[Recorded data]
━━━━
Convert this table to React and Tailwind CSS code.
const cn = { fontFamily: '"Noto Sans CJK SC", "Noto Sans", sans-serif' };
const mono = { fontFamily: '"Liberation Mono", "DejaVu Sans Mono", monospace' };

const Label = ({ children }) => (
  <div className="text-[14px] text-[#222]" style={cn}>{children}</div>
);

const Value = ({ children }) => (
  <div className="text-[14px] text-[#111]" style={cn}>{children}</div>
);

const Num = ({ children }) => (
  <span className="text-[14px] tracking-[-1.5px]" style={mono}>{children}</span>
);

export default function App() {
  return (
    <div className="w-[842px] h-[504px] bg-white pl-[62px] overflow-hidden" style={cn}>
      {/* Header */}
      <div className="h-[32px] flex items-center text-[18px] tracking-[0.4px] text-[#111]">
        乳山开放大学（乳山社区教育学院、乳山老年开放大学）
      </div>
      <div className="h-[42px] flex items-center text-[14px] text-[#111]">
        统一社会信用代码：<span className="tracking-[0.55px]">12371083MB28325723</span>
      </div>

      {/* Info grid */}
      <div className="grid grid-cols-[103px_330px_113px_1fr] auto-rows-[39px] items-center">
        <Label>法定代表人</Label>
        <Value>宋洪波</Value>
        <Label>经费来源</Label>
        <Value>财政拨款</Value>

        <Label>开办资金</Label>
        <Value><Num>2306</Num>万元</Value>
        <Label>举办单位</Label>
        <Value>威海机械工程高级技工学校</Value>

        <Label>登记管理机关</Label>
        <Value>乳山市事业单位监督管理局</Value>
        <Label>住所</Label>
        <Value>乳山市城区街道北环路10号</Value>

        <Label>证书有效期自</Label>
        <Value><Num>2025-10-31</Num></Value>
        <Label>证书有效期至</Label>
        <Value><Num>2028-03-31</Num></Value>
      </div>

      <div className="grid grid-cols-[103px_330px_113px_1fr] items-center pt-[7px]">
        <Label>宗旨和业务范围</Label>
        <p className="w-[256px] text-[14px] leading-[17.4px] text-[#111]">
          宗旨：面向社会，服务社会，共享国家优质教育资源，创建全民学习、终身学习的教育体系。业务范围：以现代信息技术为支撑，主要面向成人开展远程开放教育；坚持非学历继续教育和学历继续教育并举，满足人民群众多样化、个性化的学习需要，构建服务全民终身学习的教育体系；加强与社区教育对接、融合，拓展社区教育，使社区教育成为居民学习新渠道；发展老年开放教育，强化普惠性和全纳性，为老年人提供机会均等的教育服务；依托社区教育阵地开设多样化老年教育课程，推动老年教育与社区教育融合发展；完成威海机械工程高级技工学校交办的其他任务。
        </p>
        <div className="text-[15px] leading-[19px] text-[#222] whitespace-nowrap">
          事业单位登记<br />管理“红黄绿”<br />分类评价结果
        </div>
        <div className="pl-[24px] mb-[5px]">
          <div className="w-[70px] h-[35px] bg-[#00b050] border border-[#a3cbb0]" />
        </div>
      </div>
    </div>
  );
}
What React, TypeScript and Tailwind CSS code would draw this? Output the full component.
━━━━
Above are the records. Identify each line that contains the word "Tailwind".

Convert this table to React and Tailwind CSS code.
What React, TypeScript and Tailwind CSS code would draw this? Output the full component.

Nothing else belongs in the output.